## What is asked:
Go through the lines below. Copy those with "components".

## Provided material:

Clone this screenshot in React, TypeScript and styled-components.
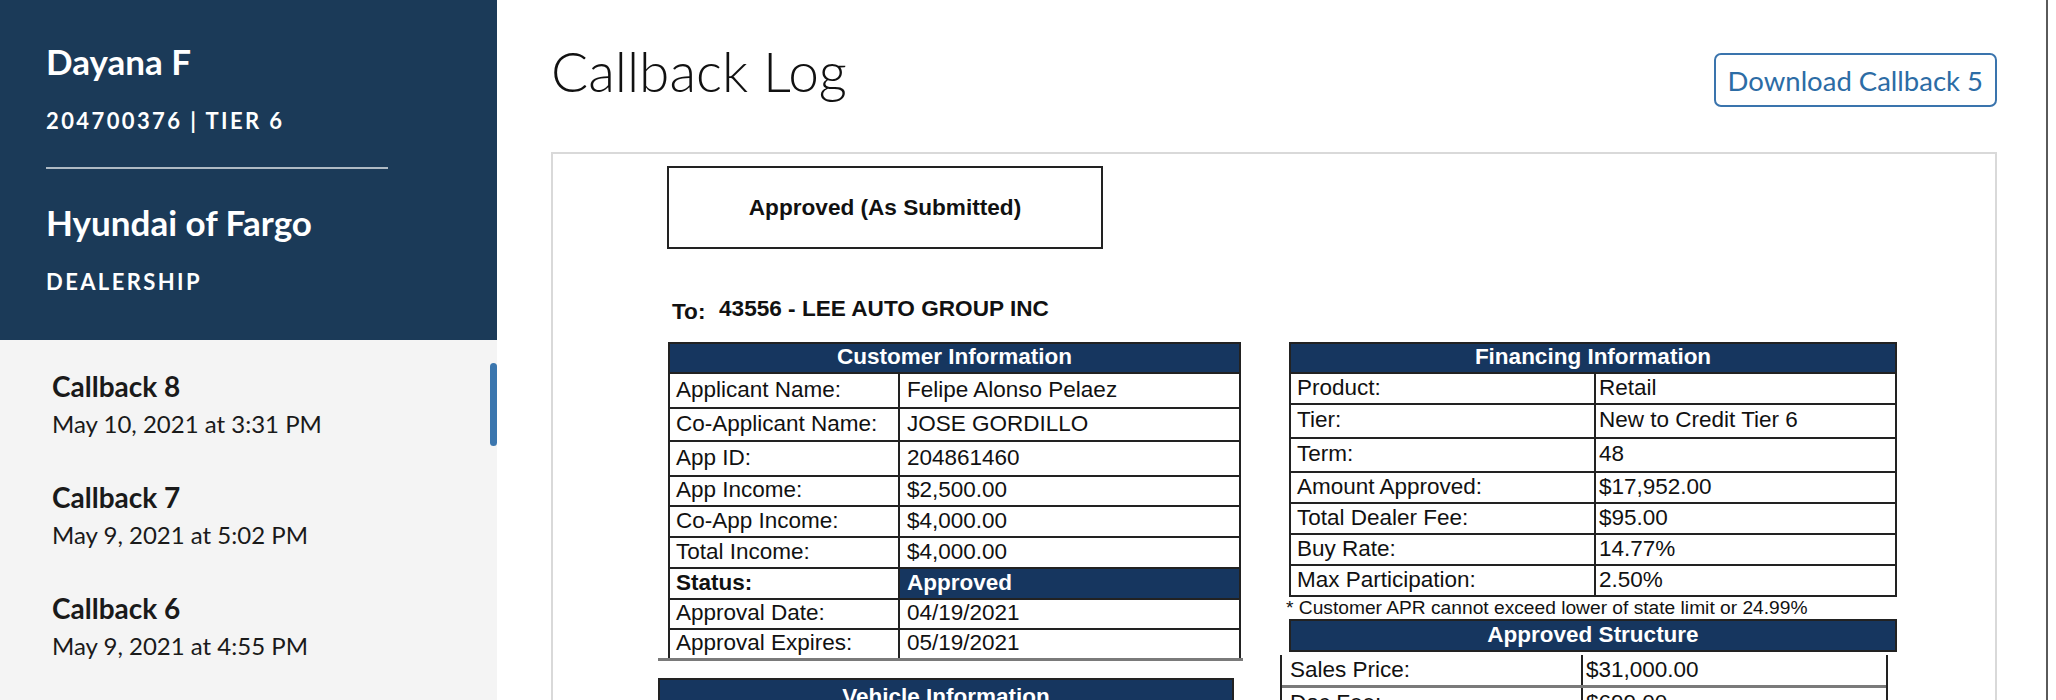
import styled, { createGlobalStyle } from 'styled-components';

const GlobalStyle = createGlobalStyle`
  html, body {
    margin: 0;
    padding: 0;
    background: #fff;
    overflow: hidden;
  }
  * {
    box-sizing: border-box;
  }
`;

const Page = styled.div`
  display: flex;
  height: 700px;
  overflow: hidden;
  font-family: Lato, "Open Sans", sans-serif;
`;

const Sidebar = styled.aside`
  width: 497px;
  flex-shrink: 0;
  display: flex;
  flex-direction: column;
  background: #f4f4f4;
  overflow: hidden;
`;

const SideHeader = styled.div`
  flex-shrink: 0;
  height: 340px;
  padding: 44px 0 0 46px;
  background: #1b3a58;
  color: #fff;
`;

const SideTitle = styled.h2<{ $gap?: number }>`
  margin: ${(p) => p.$gap ?? 0}px 0 0;
  font-size: 35px;
  font-weight: 700;
  line-height: 1;
`;

const SideMeta = styled.div`
  margin-top: 31px;
  font-size: 22px;
  font-weight: 700;
  letter-spacing: 2.4px;
  line-height: 1;
  text-transform: uppercase;
`;

const SideDivider = styled.hr`
  width: 342px;
  height: 2px;
  margin: 35px 0 0;
  border: none;
  background: rgba(255, 255, 255, 0.65);
`;

const CallbackList = styled.ul`
  position: relative;
  flex: 1;
  margin: 0;
  padding: 32px 0 0 52px;
  list-style: none;
  display: flex;
  flex-direction: column;
  gap: 47px;
`;

const CallbackItem = styled.li`
  display: flex;
  flex-direction: column;
  gap: 12px;
  color: #1a1a1a;
`;

const CallbackName = styled.span`
  font-size: 28px;
  font-weight: 700;
  line-height: 1;
`;

const CallbackDate = styled.span`
  font-size: 24px;
  line-height: 1;
`;

const ScrollThumb = styled.div`
  position: absolute;
  top: 23px;
  right: 0;
  width: 7px;
  height: 83px;
  border-radius: 4px;
  background: #3b76ae;
`;

const Main = styled.main`
  flex: 1;
  margin-right: 8px;
  padding: 44px 49px 0 54px;
  border-right: 2px solid #5a5a5a;
  overflow: hidden;
`;

const TopBar = styled.div`
  display: flex;
  justify-content: space-between;
  align-items: flex-start;
`;

const PageTitle = styled.h1`
  margin: 0;
  font-size: 55px;
  font-weight: 300;
  line-height: 1;
  color: #111;
`;

const OutlineButton = styled.button`
  margin-top: 9px;
  height: 54px;
  padding: 0 12px;
  border: 2px solid #3a74ad;
  border-radius: 7px;
  background: #fff;
  color: #2c6ca5;
  font-family: Lato, "Open Sans", sans-serif;
  font-size: 27.5px;
`;

const DocCard = styled.section`
  height: 560px;
  margin-top: 45px;
  padding: 12px 0 0 105px;
  border: 2px solid #d9d9d9;
  border-bottom: none;
  font-family: "Liberation Sans", Arial, sans-serif;
  color: #111;
`;

const DecisionBox = styled.div`
  width: 436px;
  height: 83px;
  margin-left: 9px;
  border: 2px solid #222;
  display: flex;
  align-items: center;
  justify-content: center;
  font-size: 22.6px;
  font-weight: 700;
`;

const ToLine = styled.div`
  display: flex;
  margin: 49px 0 0 14px;
  font-size: 22.6px;
  font-weight: 700;
  line-height: 1;
`;

const ToLabel = styled.span`
  position: relative;
  top: 3px;
  width: 47px;
`;

const Columns = styled.div`
  display: flex;
  gap: 46px;
  margin-top: 21px;
`;

const Column = styled.div<{ $width: number }>`
  width: ${(p) => p.$width}px;
  display: flex;
  flex-direction: column;
`;

const Table = styled.div<{ $width: number; $shift?: number; $bottom?: boolean; $top?: number }>`
  width: ${(p) => p.$width}px;
  margin-left: ${(p) => p.$shift ?? 0}px;
  margin-top: ${(p) => p.$top ?? 0}px;
  border-left: 2px solid #222;
  border-right: 2px solid #222;
  border-bottom: ${(p) => (p.$bottom ? '2px solid #222' : 'none')};
  font-size: 22.5px;
  line-height: 1;
`;

const TableHead = styled.div<{ $height: number }>`
  height: ${(p) => p.$height}px;
  border-top: 2px solid #222;
  background: #16365f;
  color: #fff;
  font-weight: 700;
  display: flex;
  align-items: center;
  justify-content: center;
`;

const Row = styled.div<{ $height: number; $split: number; $open?: boolean }>`
  height: ${(p) => p.$height}px;
  display: grid;
  grid-template-columns: ${(p) => p.$split}px 1fr;
  border-top: ${(p) => (p.$open ? 'none' : '2px solid #222')};
`;

const Cell = styled.div<{ $pad: number; $divider?: boolean; $strong?: boolean; $fill?: boolean }>`
  display: flex;
  align-items: center;
  padding-left: ${(p) => p.$pad}px;
  border-left: ${(p) => (p.$divider ? '2px solid #222' : 'none')};
  font-weight: ${(p) => (p.$strong ? 700 : 400)};
  background: ${(p) => (p.$fill ? '#16365f' : 'transparent')};
  color: ${(p) => (p.$fill ? '#fff' : 'inherit')};
  white-space: nowrap;
`;

const ScanLine = styled.div`
  height: 3px;
  background: #7a7a7a;
`;

const Footnote = styled.div`
  margin: 1px 0 0 -3px;
  font-size: 19.2px;
  line-height: 1;
  white-space: nowrap;
`;

const BlockHead = styled.div<{ $top: number; $width: number }>`
  width: ${(p) => p.$width}px;
  height: 48px;
  margin-top: ${(p) => p.$top}px;
  padding-top: 6px;
  border: 2px solid #222;
  background: #16365f;
  color: #fff;
  font-size: 22.5px;
  font-weight: 700;
  text-align: center;
  line-height: 1;
`;

type Line = { label: string; value: string; h: number; status?: boolean };

const customer: Line[] = [
  { label: 'Applicant Name:', value: 'Felipe Alonso Pelaez', h: 35 },
  { label: 'Co-Applicant Name:', value: 'JOSE GORDILLO', h: 33 },
  { label: 'App ID:', value: '204861460', h: 35 },
  { label: 'App Income:', value: '$2,500.00', h: 30 },
  { label: 'Co-App Income:', value: '$4,000.00', h: 31 },
  { label: 'Total Income:', value: '$4,000.00', h: 31 },
  { label: 'Status:', value: 'Approved', h: 31, status: true },
  { label: 'Approval Date:', value: '04/19/2021', h: 30 },
  { label: 'Approval Expires:', value: '05/19/2021', h: 30 },
];

const financing: Line[] = [
  { label: 'Product:', value: 'Retail', h: 31 },
  { label: 'Tier:', value: 'New to Credit Tier 6', h: 34 },
  { label: 'Term:', value: '48', h: 34 },
  { label: 'Amount Approved:', value: '$17,952.00', h: 31 },
  { label: 'Total Dealer Fee:', value: '$95.00', h: 31 },
  { label: 'Buy Rate:', value: '14.77%', h: 31 },
  { label: 'Max Participation:', value: '2.50%', h: 31 },
];

const structure: Line[] = [
  { label: 'Sales Price:', value: '$31,000.00', h: 30 },
  { label: 'Doc Fee:', value: '$699.00', h: 30 },
];

const callbacks = [
  { name: 'Callback 8', date: 'May 10, 2021 at 3:31 PM' },
  { name: 'Callback 7', date: 'May 9, 2021 at 5:02 PM' },
  { name: 'Callback 6', date: 'May 9, 2021 at 4:55 PM' },
];

export default function App() {
  return (
    <Page>
      <GlobalStyle />
      <Sidebar>
        <SideHeader>
          <SideTitle>Dayana F</SideTitle>
          <SideMeta>204700376 | Tier 6</SideMeta>
          <SideDivider />
          <SideTitle $gap={36}>Hyundai of Fargo</SideTitle>
          <SideMeta>Dealership</SideMeta>
        </SideHeader>
        <CallbackList>
          {callbacks.map((c) => (
            <CallbackItem key={c.name}>
              <CallbackName>{c.name}</CallbackName>
              <CallbackDate>{c.date}</CallbackDate>
            </CallbackItem>
          ))}
          <ScrollThumb />
        </CallbackList>
      </Sidebar>

      <Main>
        <TopBar>
          <PageTitle>Callback Log</PageTitle>
          <OutlineButton>Download Callback 5</OutlineButton>
        </TopBar>

        <DocCard>
          <DecisionBox>Approved (As Submitted)</DecisionBox>
          <ToLine>
            <ToLabel>To:</ToLabel>
            <span>43556 - LEE AUTO GROUP INC</span>
          </ToLine>

          <Columns>
            <Column $width={585}>
              <Table $width={573} $shift={10}>
                <TableHead $height={30}>Customer Information</TableHead>
                {customer.map((r) => (
                  <Row key={r.label} $height={r.h} $split={228}>
                    <Cell $pad={6} $strong={r.status}>{r.label}</Cell>
                    <Cell $pad={7} $divider $strong={r.status} $fill={r.status}>
                      {r.value}
                    </Cell>
                  </Row>
                ))}
              </Table>
              <ScanLine />
              <BlockHead $top={17} $width={576}>Vehicle Information</BlockHead>
            </Column>

            <Column $width={608}>
              <Table $width={608} $bottom>
                <TableHead $height={30}>Financing Information</TableHead>
                {financing.map((r) => (
                  <Row key={r.label} $height={r.h} $split={303}>
                    <Cell $pad={6}>{r.label}</Cell>
                    <Cell $pad={3} $divider>{r.value}</Cell>
                  </Row>
                ))}
              </Table>
              <Footnote>* Customer APR cannot exceed lower of state limit or 24.99%</Footnote>
              <Table $width={608} $bottom $top={2}>
                <TableHead $height={31}>Approved Structure</TableHead>
              </Table>
              <Table $width={608} $shift={-9} $top={3}>
                {structure.map((r, i) => (
                  <div key={r.label}>
                    {i > 0 && <ScanLine />}
                    <Row $height={r.h} $split={299} $open>
                      <Cell $pad={8}>{r.label}</Cell>
                      <Cell $pad={3} $divider>{r.value}</Cell>
                    </Row>
                  </div>
                ))}
              </Table>
            </Column>
          </Columns>
        </DocCard>
      </Main>
    </Page>
  );
}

## The output:
Clone this screenshot in React, TypeScript and styled-components.
import styled, { createGlobalStyle } from 'styled-components';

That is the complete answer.